As the evenings get cooler, there’s nothing quite like curling up with a glass of your favorite mead (or wine). I love a good label, so I’m likely to examine every little bit of it while sipping my delicious libation. Inevitably, that innocuous message “Contains Sulfites” usually appears on the back.

This message doesn’t sound any alarm bells for me, but I’ve often heard others blame them for the infamous wine headache, so I thought I’d dig a little deeper.

Sulfites are an often misunderstood part of the fermentation world. They play a crucial role in keeping our favorite libation fresh and flavorful from the hive or vine all the way to the glass. Let’s uncork this mystery and perhaps quell any fears about these compounds.

What Are Sulfites Anyway?

Sulfites, or SO2 in winemaking parlance, are preservative compounds used in winemaking to inhibit harmful bacteria and prevent oxidation. These compounds are both a naturally occurring byproduct of fermentation and an additive. Sulfites have been intertwined with the art of fermentation since Roman times. The ancient Romans observed that burning sulfur candles inside the amphorae would help keep the wine from turning to vinegar.

Sulfites continue to play a crucial role, acting as antioxidant and antimicrobial agents. They safeguard against unwanted bacteria and yeast, ensuring that the mead or wine remains unspoiled as it makes its way from fermentation to our glass. This is especially important in mead, where microbial mischief can easily overshadow the delicate flavors.

Sulfites Labeling Lore

The label “Contains Sulfites,” generally in all caps, may sound alarm bells for some. It should be seen as a declaration rather than a warning per se. In the United States, this label must appear on any wine containing more than ten parts per million (ppm) of sulfites. The label “no added sulfites” does not mean no sulfites; remember, it’s a natural part of fermentation.

In the United States, the maximum allowed by law is 350 ppm, with an average of about 50 ppm in commercially made meads and wines. Even the highest amount allowed by law is less than you’ll find in many foods ranging from French fries to dried fruit and most processed foods.

The Sulfite Scale

The quantity of sulfites in mead or wine varies based on factors like acidity, color, and sugar content. Interestingly, red wines often require fewer sulfites than their white counterparts, defying the common myth linking red wine to higher sulfite content. Meads vary according to the style or what has been added beyond honey.

Breaking Down the Sulfite Scare

The sulfite sensitivity scare chiefly concerns a very small percentage of the population, particularly those with severe asthma. Research points towards other compounds like biogenic amines (such as histamines) being the more likely culprits behind the infamous wine headaches rather than sulfites.

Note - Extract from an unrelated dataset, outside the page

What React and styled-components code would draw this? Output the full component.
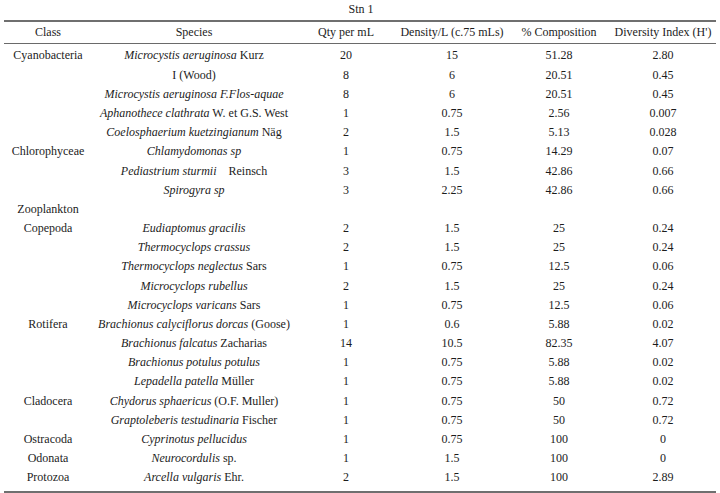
import React from 'react';
import styled, { createGlobalStyle } from 'styled-components';

const GlobalStyle = createGlobalStyle`
  html, body {
    margin: 0;
    padding: 0;
    background: #ffffff;
  }
  body {
    font-family: "Liberation Serif", "Times New Roman", serif;
    color: #1c1c1c;
  }
`;

const COLS = '88px 204px 100px 112px 102px 106px';

const Wrapper = styled.div`
  width: 712px;
  margin: 0 4px;
  font-size: 12px;
`;

const Caption = styled.div`
  height: 20px;
  line-height: 18px;
  text-align: center;
  padding-left: 2px;
  border-bottom: 2px solid #6f6f6f;
`;

const HeadRow = styled.div`
  display: grid;
  grid-template-columns: ${COLS};
  height: 21px;
  align-items: center;
  border-bottom: 1px solid #6a6a6a;
`;

const Body = styled.div`
  padding: 2.4px 0 4px;
  border-bottom: 2px solid #6f6f6f;
`;

const Row = styled.div`
  display: grid;
  grid-template-columns: ${COLS};
  height: 19.18px;
  align-items: center;
`;

const Cell = styled.div`
  text-align: center;
  white-space: pre;
  ${(p) => p.$shift && `transform: translateX(${p.$shift}px);`}
`;

const Sp = styled.span`
  font-style: italic;
`;

const rows = [
  ['Cyanobacteria', <><Sp>Microcystis aeruginosa</Sp> Kurz</>, '20', '15', '51.28', '2.80'],
  ['', 'I (Wood)', '8', '6', '20.51', '0.45'],
  ['', <Sp>Microcystis aeruginosa F.Flos-aquae</Sp>, '8', '6', '20.51', '0.45'],
  ['', <><Sp>Aphanothece clathrata</Sp> W. et G.S. West</>, '1', '0.75', '2.56', '0.007'],
  ['', <><Sp>Coelosphaerium kuetzingianum</Sp> Näg</>, '2', '1.5', '5.13', '0.028'],
  ['Chlorophyceae', <Sp>Chlamydomonas sp</Sp>, '1', '0.75', '14.29', '0.07'],
  ['', <><Sp>Pediastrium sturmii</Sp>    Reinsch</>, '3', '1.5', '42.86', '0.66'],
  ['', <Sp>Spirogyra sp</Sp>, '3', '2.25', '42.86', '0.66'],
  ['Zooplankton', '', '', '', '', ''],
  ['Copepoda', <Sp>Eudiaptomus gracilis</Sp>, '2', '1.5', '25', '0.24'],
  ['', <Sp>Thermocyclops crassus</Sp>, '2', '1.5', '25', '0.24'],
  ['', <><Sp>Thermocyclops neglectus</Sp> Sars</>, '1', '0.75', '12.5', '0.06'],
  ['', <Sp>Microcyclops rubellus</Sp>, '2', '1.5', '25', '0.24'],
  ['', <><Sp>Microcyclops varicans</Sp> Sars</>, '1', '0.75', '12.5', '0.06'],
  ['Rotifera', <><Sp>Brachionus calyciflorus dorcas</Sp> (Goose)</>, '1', '0.6', '5.88', '0.02'],
  ['', <><Sp>Brachionus falcatus</Sp> Zacharias</>, '14', '10.5', '82.35', '4.07'],
  ['', <Sp>Brachionus potulus potulus</Sp>, '1', '0.75', '5.88', '0.02'],
  ['', <><Sp>Lepadella patella</Sp> Müller</>, '1', '0.75', '5.88', '0.02'],
  ['Cladocera', <><Sp>Chydorus sphaericus</Sp> (O.F. Muller)</>, '1', '0.75', '50', '0.72'],
  ['', <><Sp>Graptoleberis testudinaria</Sp> Fischer</>, '1', '0.75', '50', '0.72'],
  ['Ostracoda', <Sp>Cyprinotus pellucidus</Sp>, '1', '0.75', '100', '0'],
  ['Odonata', <><Sp>Neurocordulis</Sp> sp.</>, '1', '1.5', '100', '0'],
  ['Protozoa', <><Sp>Arcella vulgaris</Sp> Ehr.</>, '2', '1.5', '100', '2.89'],
];

const headers = ['Class', 'Species', 'Qty per mL', 'Density/L (c.75 mLs)', '% Composition', 'Diversity Index (H\')'];

export default function App() {
  return (
    <>
      <GlobalStyle />
      <Wrapper>
        <Caption>Stn 1</Caption>
        <HeadRow>
          {headers.map((h) => (
            <Cell key={h}>{h}</Cell>
          ))}
        </HeadRow>
        <Body>
          {rows.map((r, i) => (
            <Row key={i}>
              {r.map((c, j) => (
                <Cell key={j}>{c}</Cell>
              ))}
            </Row>
          ))}
        </Body>
      </Wrapper>
    </>
  );
}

Some mead makers pride themselves on skipping sulfites. However, like wine, mead too can benefit from the protective shield of sulfites, especially when battling spoilage villains like bacteria and oxidation.

Managing sulfite levels in mead is a blend of art and science. Ensuring a balanced sulfite level not only secures the longevity of your beverage but also keeps undesirable odors and flavors at bay.

With a deeper understanding of sulfites, we hope to swap the sulfite skepticism for a toast to the meticulous craftsmanship that goes into each bottle of mead (or wine).